Вампир | страница 22
Это был маленький, тщедушный и противный человечек: узкий, затянутый в черный сюртук, он имел что-то ехидное в своей походке и злое, дикое, сварливое во взгляде. Впечатление на меня он произвел отталкивающее. Но все-таки я видел, что он сильно страдал, и должен был ему помочь.
Когда мы уселись, он тихим голосом, почти шепотом, стал рассказывать то, что я слышал накануне.
— Так, значит, ваша жена безжалостно вас покинула? Она оставила семейный очаг, не позаботившись о дочери?
Он наклонил голову.
— И не приезжала повидаться со своей дочерью?
— Никогда.
Я уловил в нем затруднение; мне показалось, что он лжет.
Задав несколько вопросов медицинского характера, я узнал средства, рекомендованные врачами. Диагноз колебался, как и всегда в неопределенных случаях; однако, я понял, что все возможные средства были испробованы.
— Идем! — сказал я ему.
Он рванулся с места, будто желая броситься в мои объятия. Мы вышли. Его карета стояла у подъезда, но, так как он жил близко, я предложил ему идти пешком.
Ливрейный лакей отворил нам калитку. Это было немного странно для маленького городка. Парк, окружавший его дом, поражал богатством зелени. Перед дверью дома я остановился, наклонясь к Ламберту:
— Одно слово. Говорит ли с вами ваша дочь о матери?
Он отвечал ворчливо:
— С какой же стати, если она ее не видела?
— Что вы сказали ей о своем одиночестве?
— Сказал, что эта женщина умерла.
Он произнес слова «эта женщина» с такой злобной неприязнью, что мне стало жутко. Он имел вид покинутого, обманутого мужа. Мог ли я его подозревать в преступлении? Мать, бросившая на произвол судьбы своего ребенка, заслуживает меньше сострадания, чем падшая женщина.

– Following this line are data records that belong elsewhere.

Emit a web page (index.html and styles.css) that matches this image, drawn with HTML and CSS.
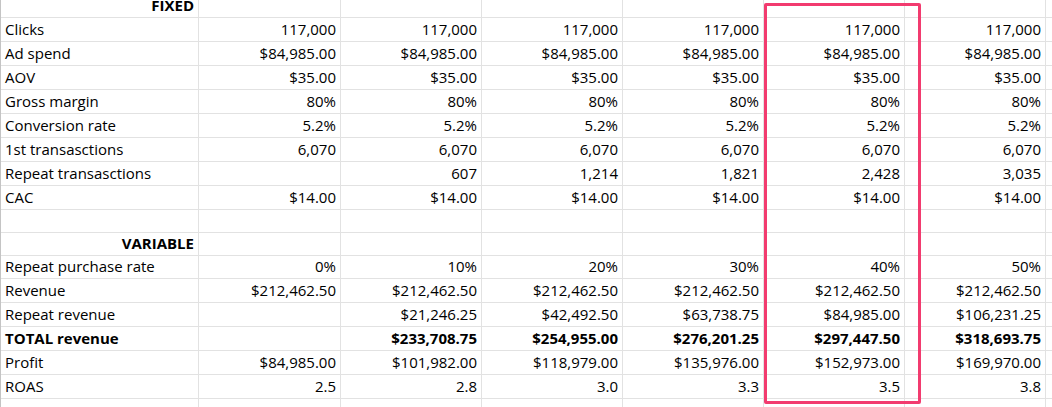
FILE: index.html
```html
<!DOCTYPE html>
<html>
<head>
<meta charset="utf-8">
<link rel="stylesheet" href="styles.css">
</head>
<body>
<div class="sheet">
  <div class="row h24 first"><div class="c lab head">FIXED</div><div class="c"></div><div class="c"></div><div class="c"></div><div class="c"></div><div class="c"></div><div class="c"></div><div class="c"></div></div>
  <div class="row h24"><div class="c lab">Clicks</div><div class="c">117,000</div><div class="c">117,000</div><div class="c">117,000</div><div class="c">117,000</div><div class="c">117,000</div><div class="c">117,000</div><div class="c"></div></div>
  <div class="row h24"><div class="c lab">Ad spend</div><div class="c">$84,985.00</div><div class="c">$84,985.00</div><div class="c">$84,985.00</div><div class="c">$84,985.00</div><div class="c">$84,985.00</div><div class="c">$84,985.00</div><div class="c"></div></div>
  <div class="row h24"><div class="c lab">AOV</div><div class="c">$35.00</div><div class="c">$35.00</div><div class="c">$35.00</div><div class="c">$35.00</div><div class="c">$35.00</div><div class="c">$35.00</div><div class="c"></div></div>
  <div class="row h24"><div class="c lab">Gross margin</div><div class="c">80%</div><div class="c">80%</div><div class="c">80%</div><div class="c">80%</div><div class="c">80%</div><div class="c">80%</div><div class="c"></div></div>
  <div class="row h24"><div class="c lab">Conversion rate</div><div class="c">5.2%</div><div class="c">5.2%</div><div class="c">5.2%</div><div class="c">5.2%</div><div class="c">5.2%</div><div class="c">5.2%</div><div class="c"></div></div>
  <div class="row h24"><div class="c lab">1st transasctions</div><div class="c">6,070</div><div class="c">6,070</div><div class="c">6,070</div><div class="c">6,070</div><div class="c">6,070</div><div class="c">6,070</div><div class="c"></div></div>
  <div class="row h24"><div class="c lab">Repeat transasctions</div><div class="c"></div><div class="c">607</div><div class="c">1,214</div><div class="c">1,821</div><div class="c">2,428</div><div class="c">3,035</div><div class="c"></div></div>
  <div class="row h24"><div class="c lab">CAC</div><div class="c">$14.00</div><div class="c">$14.00</div><div class="c">$14.00</div><div class="c">$14.00</div><div class="c">$14.00</div><div class="c">$14.00</div><div class="c"></div></div>
  <div class="row h23"><div class="c lab"></div><div class="c"></div><div class="c"></div><div class="c"></div><div class="c"></div><div class="c"></div><div class="c"></div><div class="c"></div></div>
  <div class="row h23"><div class="c lab head">VARIABLE</div><div class="c"></div><div class="c"></div><div class="c"></div><div class="c"></div><div class="c"></div><div class="c"></div><div class="c"></div></div>
  <div class="row h23"><div class="c lab">Repeat purchase rate</div><div class="c">0%</div><div class="c">10%</div><div class="c">20%</div><div class="c">30%</div><div class="c">40%</div><div class="c">50%</div><div class="c"></div></div>
  <div class="row h24"><div class="c lab">Revenue</div><div class="c">$212,462.50</div><div class="c">$212,462.50</div><div class="c">$212,462.50</div><div class="c">$212,462.50</div><div class="c">$212,462.50</div><div class="c">$212,462.50</div><div class="c"></div></div>
  <div class="row h24"><div class="c lab">Repeat revenue</div><div class="c"></div><div class="c">$21,246.25</div><div class="c">$42,492.50</div><div class="c">$63,738.75</div><div class="c">$84,985.00</div><div class="c">$106,231.25</div><div class="c"></div></div>
  <div class="row h24 bold"><div class="c lab">TOTAL revenue</div><div class="c"></div><div class="c">$233,708.75</div><div class="c">$254,955.00</div><div class="c">$276,201.25</div><div class="c">$297,447.50</div><div class="c">$318,693.75</div><div class="c"></div></div>
  <div class="row h24"><div class="c lab">Profit</div><div class="c">$84,985.00</div><div class="c">$101,982.00</div><div class="c">$118,979.00</div><div class="c">$135,976.00</div><div class="c">$152,973.00</div><div class="c">$169,970.00</div><div class="c"></div></div>
  <div class="row h24"><div class="c lab">ROAS</div><div class="c">2.5</div><div class="c">2.8</div><div class="c">3.0</div><div class="c">3.3</div><div class="c">3.5</div><div class="c">3.8</div><div class="c"></div></div>
  <div class="row h9"><div class="c lab"></div><div class="c"></div><div class="c"></div><div class="c"></div><div class="c"></div><div class="c"></div><div class="c"></div><div class="c"></div></div>
  <div class="highlight"></div>
</div>
</body>
</html>
```
FILE: styles.css
```css
html, body {
  margin: 0;
  padding: 0;
  background: #ffffff;
  overflow: hidden;
}
body {
  font-family: "Open Sans", "Noto Sans", sans-serif;
  font-size: 15px;
  color: #000000;
}
.sheet {
  position: relative;
  border-left: 1px solid #c4c4c4;
  width: 1051px;
}
.row {
  display: grid;
  grid-template-columns: 198px 142px 141px 141px 141px 141px 141px 6px;
}
.h24 { height: 24px; }
.h23 { height: 23px; }
.h9 { height: 9px; }
.row.first { height: 18px; }
.c {
  box-sizing: border-box;
  border-right: 1px solid #e2e2e2;
  border-bottom: 1px solid #e2e2e2;
  text-align: right;
  padding: 0 4px 0 4px;
  line-height: 23px;
  white-space: nowrap;
  overflow: hidden;
}
.h23 .c { line-height: 21px; }
.first .c { line-height: 17px; }
.h9 .c { border-bottom: none; }
.lab { text-align: left; }
.lab.head { text-align: right; font-weight: 700; }
.first .lab.head { line-height: 10px; overflow: visible; }
.bold .c { font-weight: 700; }
.highlight {
  position: absolute;
  left: 763px;
  top: 3px;
  width: 157px;
  height: 401px;
  box-sizing: border-box;
  border: 3px solid #f23b6f;
  border-radius: 2px;
}
```
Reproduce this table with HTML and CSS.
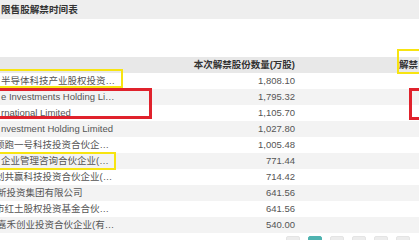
FILE: index.html
```html
<!DOCTYPE html>
<html lang="zh">
<head>
<meta charset="utf-8">
<link rel="stylesheet" href="styles.css">
</head>
<body>
<div class="page">
  <div class="title">限售股解禁时间表</div>
  <div class="spacer"></div>
  <div class="table">
    <div class="row head">
      <div class="c1"></div>
      <div class="c2">本次解禁股份数量(万股)</div>
      <div class="c3">解禁日期</div>
    </div>
    <div class="row">
      <div class="c1"><span class="s0">半导体科技产业股权投资基金</span></div>
      <div class="c2">1,808.10</div><div class="c3"></div>
    </div>
    <div class="row alt">
      <div class="c1"><span class="s0">e Investments Holding Limited</span></div>
      <div class="c2">1,795.32</div><div class="c3"></div>
    </div>
    <div class="row">
      <div class="c1"><span class="s0">rnational Limited</span></div>
      <div class="c2">1,105.70</div><div class="c3"></div>
    </div>
    <div class="row alt">
      <div class="c1"><span class="s0">nvestment Holding Limited</span></div>
      <div class="c2">1,027.80</div><div class="c3"></div>
    </div>
    <div class="row">
      <div class="c1"><span class="s5">领跑一号科技投资合伙企业(有限合伙)</span></div>
      <div class="c2">1,005.48</div><div class="c3"></div>
    </div>
    <div class="row alt">
      <div class="c1"><span class="s0">企业管理咨询合伙企业(有限合伙)</span></div>
      <div class="c2">771.44</div><div class="c3"></div>
    </div>
    <div class="row">
      <div class="c1"><span class="s5">创共赢科技投资合伙企业(有限合伙)</span></div>
      <div class="c2">714.42</div><div class="c3"></div>
    </div>
    <div class="row alt">
      <div class="c1"><span class="s3">新投资集团有限公司</span></div>
      <div class="c2">641.56</div><div class="c3"></div>
    </div>
    <div class="row">
      <div class="c1"><span class="s5">市红土股权投资基金合伙企业(有限合伙)</span></div>
      <div class="c2">641.56</div><div class="c3"></div>
    </div>
    <div class="row alt">
      <div class="c1"><span class="s3">嘉禾创业投资合伙企业(有限合伙)</span></div>
      <div class="c2">540.00</div><div class="c3"></div>
    </div>
  </div>
  <div class="pager">
    <span class="pg"></span>
    <span class="pg on"></span>
    <span class="pg"></span>
    <span class="pg"></span>
    <span class="pg"></span>
    <span class="pg"></span>
  </div>

  <div class="mark yel y1"></div>
  <div class="mark red r1"></div>
  <div class="mark yel y2"></div>
  <div class="mark yel y3"></div>
  <div class="mark red r2"></div>
</div>
</body>
</html>
```
FILE: styles.css
```css
html, body {
  margin: 0;
  padding: 0;
  background: #fff;
}
.page {
  position: relative;
  width: 419px;
  height: 240px;
  overflow: hidden;
  font-family: "Liberation Sans", "Noto Sans CJK SC", sans-serif;
  font-size: 9.5px;
  color: #555;
}
.title {
  height: 19px;
  line-height: 19px;
  background: #eeeeee;
  padding-left: 1px;
  font-weight: bold;
  color: #333;
  font-size: 9.6px;
}
.spacer {
  height: 38px;
}
.table {
  display: flex;
  flex-direction: column;
}
.row {
  display: grid;
  grid-template-columns: 117px 183px 1fr;
  height: 16px;
  line-height: 16px;
  background: #fff;
}
.row.alt {
  background: #f3f3f3;
}
.row.head {
  background: #e8e8e8;
  color: #333;
  font-weight: bold;
}
.c1 {
  overflow: hidden;
  white-space: nowrap;
  text-overflow: ellipsis;
}
.c2 {
  text-align: right;
  padding-right: 5px;
  white-space: nowrap;
}
.c3 {
  padding-left: 99px;
  white-space: nowrap;
  overflow: hidden;
}
.s0 { margin-left: 1px; }
.s3 { margin-left: -3px; }
.s5 { margin-left: -5px; }
.pager {
  display: flex;
  gap: 8px;
  margin-top: 3px;
  padding-left: 286px;
}
.pg {
  width: 14px;
  height: 14px;
  background: #ececec;
  border: 1px solid #e4e4e4;
  box-sizing: border-box;
  border-radius: 2px;
}
.pg.on {
  background: #4fb3b0;
  border-color: #4fb3b0;
}
.mark {
  position: absolute;
  box-sizing: border-box;
}
.yel {
  border: 2.5px solid #f7e411;
}
.red {
  border: 3px solid #e0222c;
}
.y1 { left: -5px; top: 69px; width: 128px; height: 19px; }
.r1 { left: -5px; top: 88px; width: 157px; height: 31px; }
.y2 { left: -5px; top: 152px; width: 121px; height: 18px; }
.y3 { left: 397px; top: 49px; width: 30px; height: 25px; }
.r2 { left: 409px; top: 88px; width: 20px; height: 32px; }
```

Христос такую не приподнял бы с земли, как грешницу.
Не стану распространяться об отделке комнат; все было прихотливо и дорого, но совершенно лишено всякого вкуса.
В комнате, обитой белыми обоями, в устроенном заботливо уютном гнездышке, какое только мог вообразить избалованный вкус парижанина, бледная молодая девушка с темными волосами сидела, откинувшись назад, на высоком стуле. Ее глаза были закрыты, она казалась спящей, ничего не слышащей. Освещение комнаты было редкостное, великолепное, воздух чистейший, но в ней недоставало того, что дает жизнь: ласки, счастья.
Ламберт наклонился к дочери и тихо позвал ее:
— Мария!
Она спокойно открыла глаза и улыбнулась отцу слабой улыбкой умирающей. Отец взял ее бескровную руку и поднес к своим губам.
— Это… друг, который хочет говорить с тобой… он человек ученый, очень ученый!